Why do Native Americans face longer waits for cancer treatment than other patients?
Grace Fox's mother had cancer last year. Fox, a Seminole tribal citizen and health policy analyst at the University of Oklahoma, watched her mother navigate a system where time was critical and bureaucratic processes were slow. Her mother ultimately bypassed the Indian Health Service because waiting could have cost her life.
"That, on its own, shines a light upon the challenges that exist," Fox said. "It shows why tribes and tribal citizens could benefit from having more information and improved pathways to care."
Fox has now channeled that experience into a formal policy document. The Sovereign Report, published by the University of Oklahoma's Native Nations Center for Tribal Policy Research, examines how the Indian Health Service's Purchased/Referred Care (PRC) program intersects with cancer screening, diagnosis, treatment, and follow-up for eligible tribal citizens.

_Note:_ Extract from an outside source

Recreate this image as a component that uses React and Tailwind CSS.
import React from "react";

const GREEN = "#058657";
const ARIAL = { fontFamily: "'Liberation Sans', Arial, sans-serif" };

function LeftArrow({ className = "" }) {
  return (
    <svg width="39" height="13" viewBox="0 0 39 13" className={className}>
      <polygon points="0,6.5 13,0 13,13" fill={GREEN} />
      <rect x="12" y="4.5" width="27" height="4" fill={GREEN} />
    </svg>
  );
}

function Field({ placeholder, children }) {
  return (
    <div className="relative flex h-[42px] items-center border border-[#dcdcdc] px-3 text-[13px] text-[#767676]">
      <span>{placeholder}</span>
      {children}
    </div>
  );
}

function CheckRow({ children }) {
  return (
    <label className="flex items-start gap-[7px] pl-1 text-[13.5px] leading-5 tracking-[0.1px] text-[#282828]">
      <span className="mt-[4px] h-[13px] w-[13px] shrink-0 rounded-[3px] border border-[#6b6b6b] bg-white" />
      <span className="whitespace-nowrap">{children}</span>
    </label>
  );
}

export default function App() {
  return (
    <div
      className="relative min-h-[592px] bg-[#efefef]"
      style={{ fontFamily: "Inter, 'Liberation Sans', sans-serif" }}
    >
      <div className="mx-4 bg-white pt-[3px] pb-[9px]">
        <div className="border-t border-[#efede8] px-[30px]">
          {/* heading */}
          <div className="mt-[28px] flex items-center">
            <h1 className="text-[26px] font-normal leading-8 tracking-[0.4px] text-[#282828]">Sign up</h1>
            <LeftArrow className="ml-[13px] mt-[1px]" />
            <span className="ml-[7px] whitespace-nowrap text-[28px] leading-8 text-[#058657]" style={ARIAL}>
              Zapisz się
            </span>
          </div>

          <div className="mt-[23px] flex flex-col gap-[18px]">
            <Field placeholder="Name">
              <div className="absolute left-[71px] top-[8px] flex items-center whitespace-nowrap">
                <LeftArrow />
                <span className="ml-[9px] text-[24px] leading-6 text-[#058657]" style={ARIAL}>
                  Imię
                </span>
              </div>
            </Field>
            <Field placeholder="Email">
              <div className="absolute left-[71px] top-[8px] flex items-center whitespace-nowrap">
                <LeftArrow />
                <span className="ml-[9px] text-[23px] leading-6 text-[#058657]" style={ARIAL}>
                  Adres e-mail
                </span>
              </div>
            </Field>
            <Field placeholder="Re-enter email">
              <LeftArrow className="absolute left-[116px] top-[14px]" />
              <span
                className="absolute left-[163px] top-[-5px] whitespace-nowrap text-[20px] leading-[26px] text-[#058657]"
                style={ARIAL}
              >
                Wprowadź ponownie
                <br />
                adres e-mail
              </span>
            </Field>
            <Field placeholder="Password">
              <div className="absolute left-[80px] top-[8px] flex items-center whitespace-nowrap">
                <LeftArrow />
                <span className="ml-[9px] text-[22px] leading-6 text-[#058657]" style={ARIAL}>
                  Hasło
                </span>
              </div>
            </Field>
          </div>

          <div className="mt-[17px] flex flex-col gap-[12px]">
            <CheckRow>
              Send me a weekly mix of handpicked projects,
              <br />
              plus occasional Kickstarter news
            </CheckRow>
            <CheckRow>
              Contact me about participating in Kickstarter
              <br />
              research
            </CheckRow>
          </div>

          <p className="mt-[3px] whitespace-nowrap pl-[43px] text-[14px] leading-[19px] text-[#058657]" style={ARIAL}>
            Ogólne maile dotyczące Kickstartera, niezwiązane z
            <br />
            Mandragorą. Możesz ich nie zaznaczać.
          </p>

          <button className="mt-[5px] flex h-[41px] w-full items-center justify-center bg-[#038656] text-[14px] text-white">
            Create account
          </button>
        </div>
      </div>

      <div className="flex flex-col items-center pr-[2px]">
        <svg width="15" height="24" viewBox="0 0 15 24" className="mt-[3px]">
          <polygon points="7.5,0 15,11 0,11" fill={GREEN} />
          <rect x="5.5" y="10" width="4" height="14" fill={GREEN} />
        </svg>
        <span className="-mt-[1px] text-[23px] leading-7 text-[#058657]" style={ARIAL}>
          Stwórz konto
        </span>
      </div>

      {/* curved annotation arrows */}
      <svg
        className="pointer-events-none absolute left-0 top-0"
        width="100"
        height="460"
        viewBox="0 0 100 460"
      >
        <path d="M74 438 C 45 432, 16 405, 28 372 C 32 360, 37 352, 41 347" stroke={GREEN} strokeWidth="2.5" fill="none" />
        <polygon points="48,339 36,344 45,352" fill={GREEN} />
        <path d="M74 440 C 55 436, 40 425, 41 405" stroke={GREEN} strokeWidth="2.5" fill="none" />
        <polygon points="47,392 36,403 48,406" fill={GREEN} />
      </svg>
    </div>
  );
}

What Purchased/Referred Care actually does
PRC is the mechanism through which the Indian Health Service authorizes and pays for care delivered by outside providers when services are not available locally. For many tribal citizens, particularly those needing specialty oncology care, PRC serves as the only bridge to treatment.
The report walks through the program's structure: eligibility requirements, notification timelines, medical priority levels, alternate-resource coordination, and funding constraints. Each of these steps represents a potential delay point. For cancer patients, where early intervention correlates strongly with survival, delays at any stage can have severe consequences.
The numbers underscore the urgency. American Indian and Alaska Native populations experience later-stage diagnoses, lower screening participation, and higher mortality rates compared to the overall U.S. population. Cancer has become an increasingly pressing public health priority in Indian Country.
Oklahoma's particular landscape
While the report addresses national data and federal regulations, it also includes state-specific information for Oklahoma, home to more than 39 tribal nations, 38 of which hold federal recognition. All 77 Oklahoma counties are designated PRC delivery areas under federal guidelines. But that designation does not guarantee access. Individuals must still meet all eligibility, documentation, and funding requirements before authorization.
"When someone is facing a cancer diagnosis, timing matters," Fox said. "The Purchased/Referred Care program often serves as the bridge to specialty oncology services that aren't available locally. Understanding that process -- from referral to authorization to payment -- can make a meaningful difference for patients and for tribal health systems."
Options under existing sovereignty
The report's final section outlines policy options that tribes can consider without waiting for federal reform. These include exercising self-determination and self-governance authorities, forming regional collaborations, and adopting alternative service-delivery models such as mobile screening units and teleoncology -- the use of telemedicine to deliver cancer care remotely.
Care coordination and navigation also receive attention. The report examines how tribes can build systems that guide patients through the referral process more efficiently, reducing the gaps where patients fall through.
Fox emphasized that the report is analytical, not prescriptive. "We are not telling tribes what to do. We are providing research-driven analysis and options for consideration that tribes can evaluate within their own governance structures and priorities."
Scope and limitations
The report is a policy analysis, not a clinical study. It does not collect new patient outcome data or conduct original epidemiological research. Its strength lies in synthesizing existing federal regulations, national data, and program structures into a single accessible document designed for tribal decision-makers.
The Oklahoma-specific sections provide useful local detail but may limit direct applicability to tribes in other states with different PRC delivery structures. The report also does not address the broader question of IHS underfunding, which many health policy experts identify as the root cause of access delays.
Still, the document has already drawn interest beyond its intended audience of tribal leaders, reaching clinicians, researchers, and health partners both in Oklahoma and nationally. Fox noted that conversations with health leaders and policymakers in Washington, D.C., have begun around how PRC policies affect cancer care access in tribal communities.
The report was developed through the Improving Cancer Outcomes in Native American Communities (ICON) grant, a collaborative effort between the Native Nations Center and the Native American Center for Cancer Health Equity at the Stephenson Cancer Center.